ITALIEN Gustaw Herling blieb in Italien und heiratete eine Tochter des italienischen Philosophen Benedetto Croce; in Kultura veröffentlichte er im Laufe der Jahrzehnte zahlreiche Essays und Erzählungen, Anfang der 70er-Jahre in Fortsetzungen auch sein literarisches Tagebuch bei Nacht geschrieben. Zu dieser Zeit war er bereits der berühmte Autor von Welt ohne Erbarmen, der Erinnerungen an die Zeit in NKWD-Gefängnissen und im stalinistischen Zwangsarbeiterlager.
»Trotz starken Frostes waren die Gefangenen fast alle barfuß, hatten nur Lumpen am Leibe und waren so erschöpft, dass sie kaum vorwärtskamen. Vor meinen Augen brachen am Lagertor zwei Gefangene zusammen und starben auf der Stelle. Auf Befehl des Lagerführers marschierten die Gefangenen unter den Klängen eines Akkordeons zur Arbeit. An meinem ersten Tage dort fielen drei Gefangene aus der Brigade bei der Arbeit tot um. In der Isolierungszone ermordeten stärkere Gefangene die schwächeren, um sich ihre Verpflegung anzueignen, gingen dabei aber völlig straflos aus.«
Das bereits 1951 erschienene Buch war eines der ersten über den Gulag, hatte jedoch trotz eines Vorworts von Bertrand Russell keinen französischen Verlag finden können. Die damals in Paris kulturell tonangebenden Kommunisten leugneten die Existenz sowjetischer Lager ebenso wie die antisemitischen Kampagnen der späten Stalinzeit. Auch Herlings Freund Albert Camus, der sich für das Buch einsetzte, galt der KP als »Lügner und Verräter«.
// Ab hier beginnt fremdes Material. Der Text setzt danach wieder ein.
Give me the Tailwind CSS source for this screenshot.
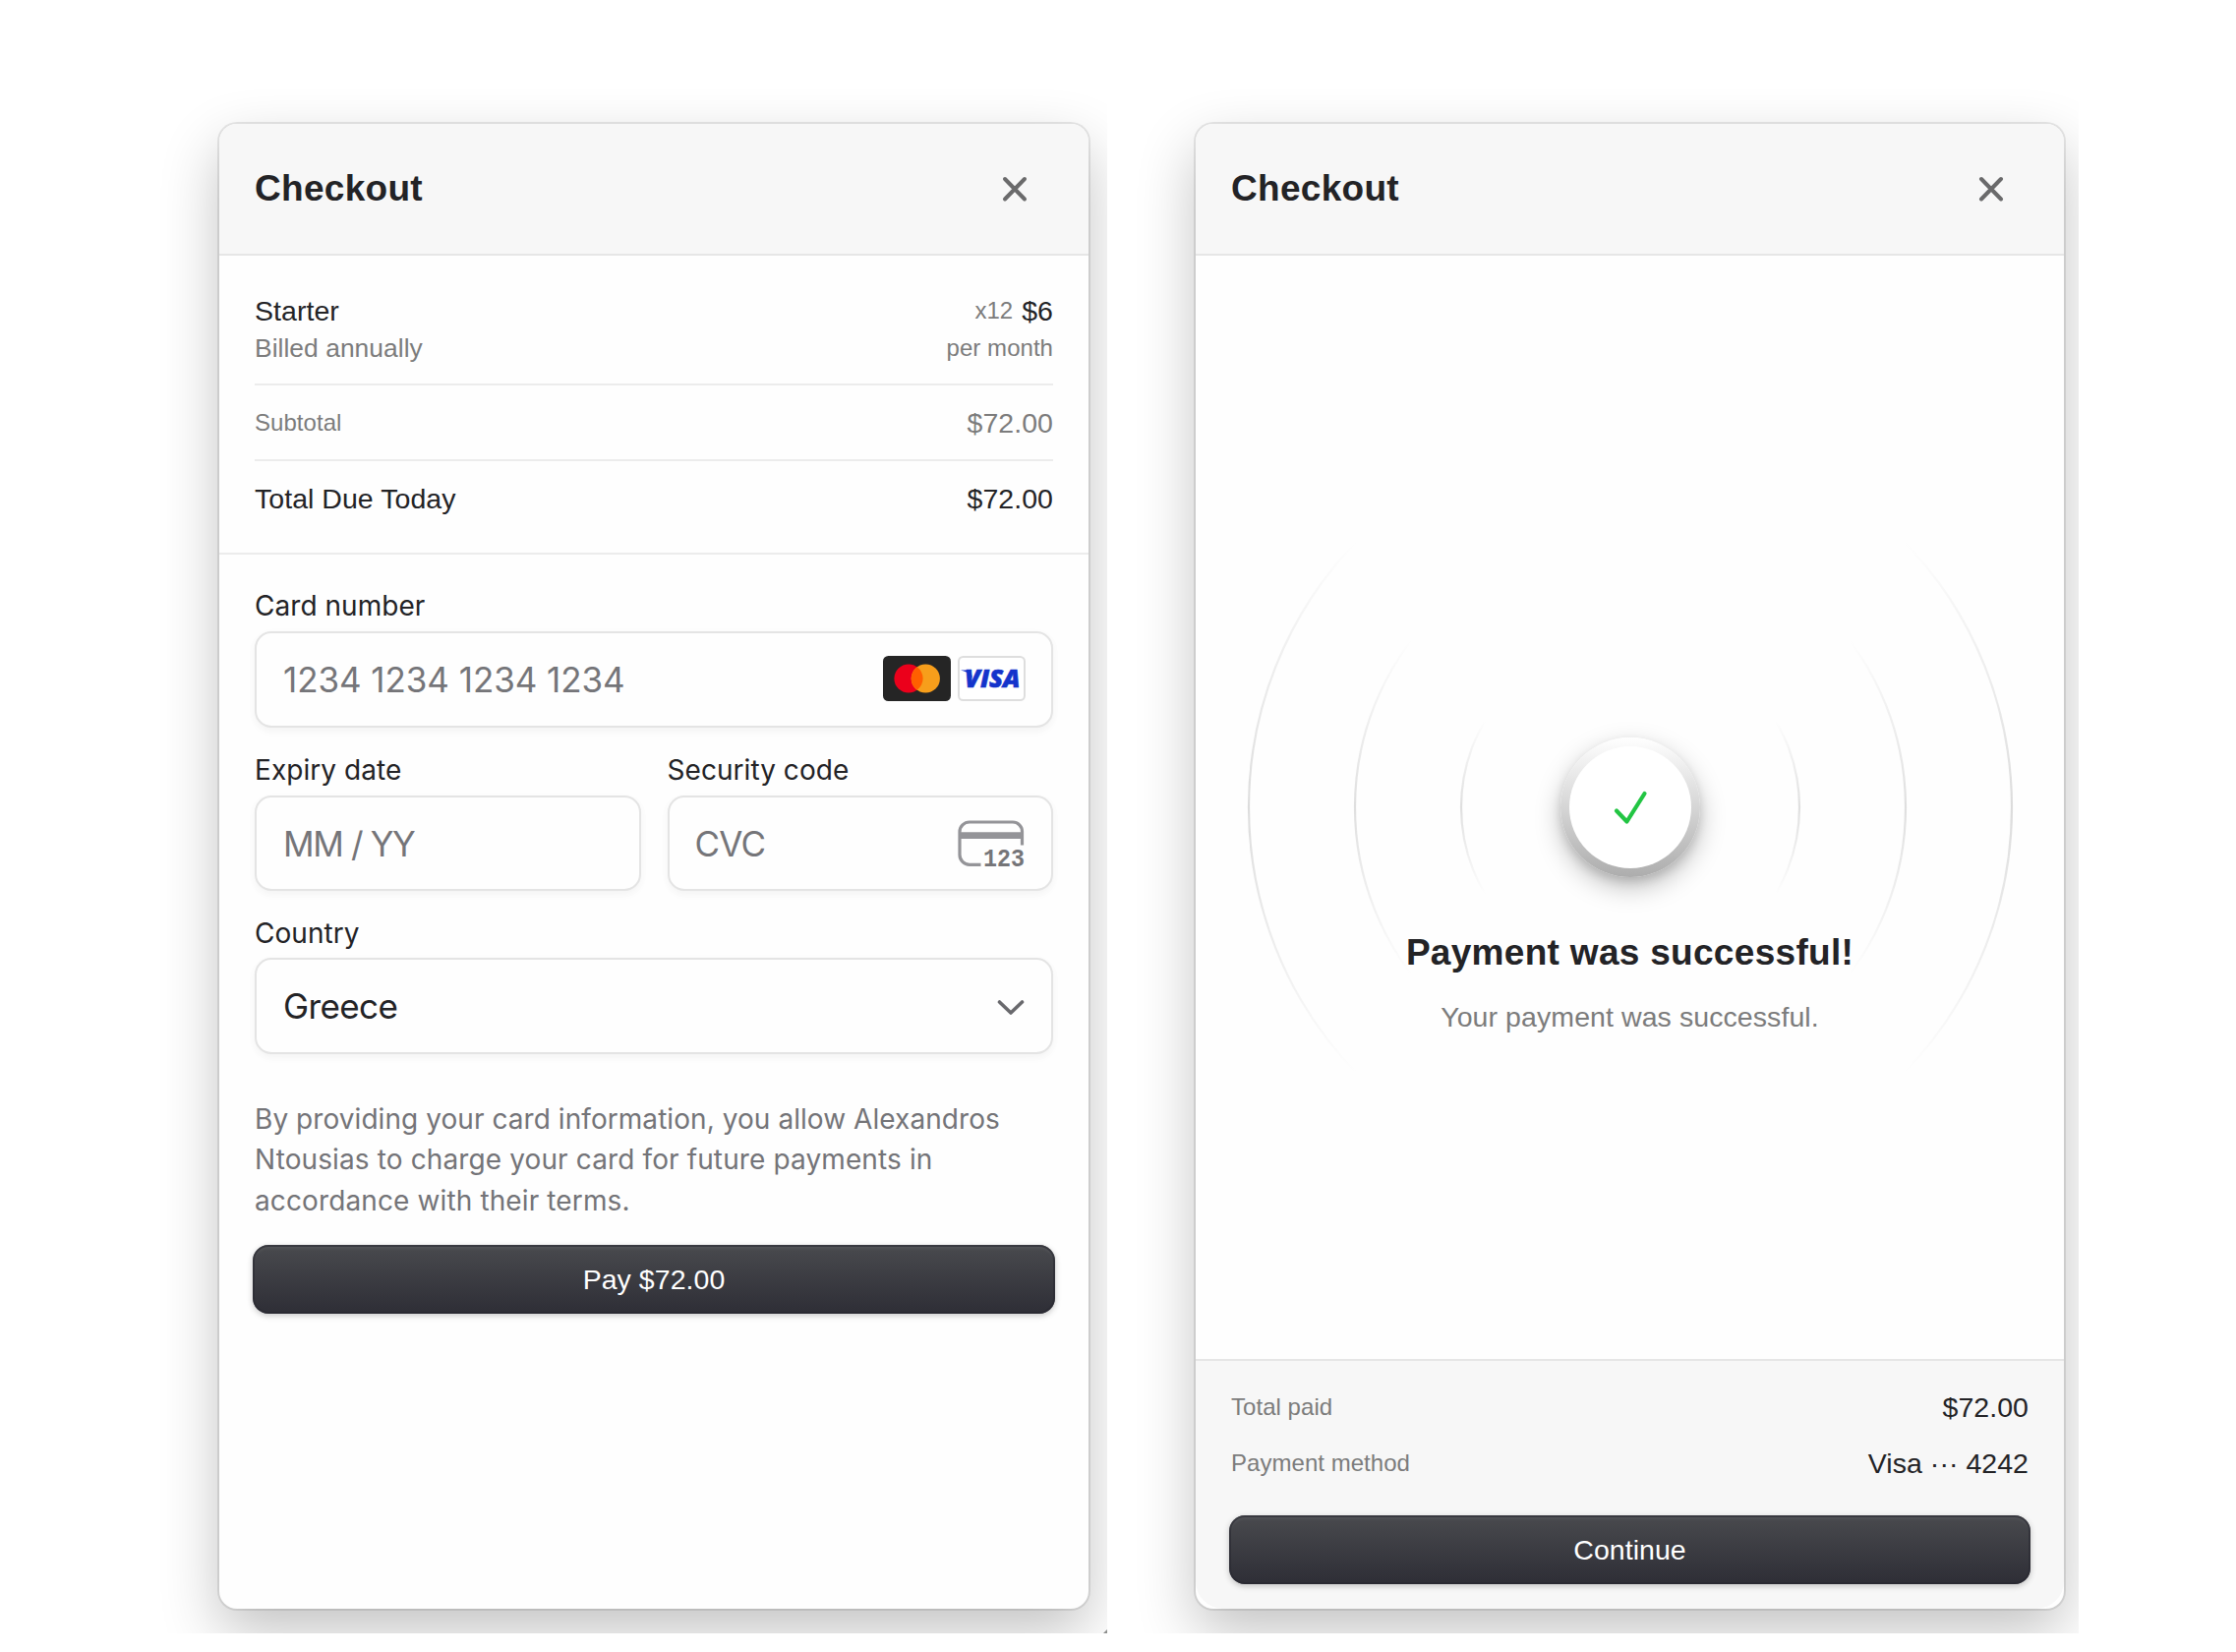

ILLUSION Aufgrund solcher Erfahrungen warnte Herling noch ein halbes Jahrhundert später in seinem Tagebuch bei Nacht geschrieben vor einer ahistorischen Dämonisierung Stalins und des Stalinismus, vor der einlullenden Illusion, »die Pforten der Hölle zuschlagen und fest verriegeln zu können«.
Der antitotalitäre Intellektuelle war jedoch nicht zum Eiferer geworden. Das mediterrane Licht, das bereits Camus als Quelle der Klarheit und Heilung beschrieben hatte, leuchtet in Herlings Notaten, die trotz der Erfahrung, lange Jahrzehnte auch vom italienischen Literaturbetrieb ignoriert worden zu sein, frei sind von Bitterkeit.
Wo das freie Wort unterjocht wird, entstehen geradezu zwangsläufig Verhörzellen und Lager.
IRONIE Im Gegenteil: Lustvoll wird Emil Ciorans »Portion Schwärze, die er stets zur Hand hat«, verspottet, Ernst Noltes dubioses Geschichtsverständnis einer Prüfung unterzogen und die Hoffnung geäußert, Russland möge nicht etwa ein neuer apodiktischer Dostojewski oder Solschenizyn erstehen, sondern ein illusionslos-humaner »heutiger Nachkomme Tschechows« – oder zumindest ein Nachkomme des 1980 in Spanien tödlich verunglückten Dissidenten Andrej Amalrik: »Was wir uns im Meer der Probleme und Sorgen wahrlich nicht wünschen sollten, ist eine hochgetriebene nationale Megalomanie.« Anstatt einer »apokalyptischen Bewertung des Westens« sei jene nicht zuletzt auch selbstironische Klarheit vonnöten, die Menschen wie Andrej Sacharow und Václav Havel ausgezeichnet habe.
Ohnehin gelte das, was Herlings Schwiegervater, der mussolini- und stalinkritische Philosoph Benedetto Croce, bereits 1946 festgestellt hatte: »die Nutzlosigkeit des Pessimismus«.
Binnen weniger Monate starben dann im Jahr 2000 Gustaw Herling und der Kultura-Chefredakteur Jerzy Giedroyc. Nichtjüdische und jüdische polnische Intellektuelle wie etwa der Publizist Adam Michnik beziehen sich noch heute auf das Lebenswerk dieser Jahrhundertzeugen, die bereits sehr frühzeitig vor Nationalismus und Antisemitismus gewarnt hatten.
lebensklugheit Was hinzukommt: Herlings Italien-Prosa, versammelt im Roman Die Insel und dem Erzählungsband Das venezianische Porträt, verzaubert noch immer mit kristallinem Stil und einer Lebensklugheit, die genau weiß, dass auch die elaborierteste politische Debatte nie und und nimmer das Letztgültige sein kann zur Erklärung unserer tragisch endlichen Existenz.
Obwohl sie dennoch unverzichtbar ist und ihr Fehlen höchstes Alarmsignal: Wo das freie Wort unterjocht wird, entstehen geradezu zwangsläufig Verhörzellen und Lager. Nichts haben Gustaw Herlings Bücher von ihrer Aktualität verloren.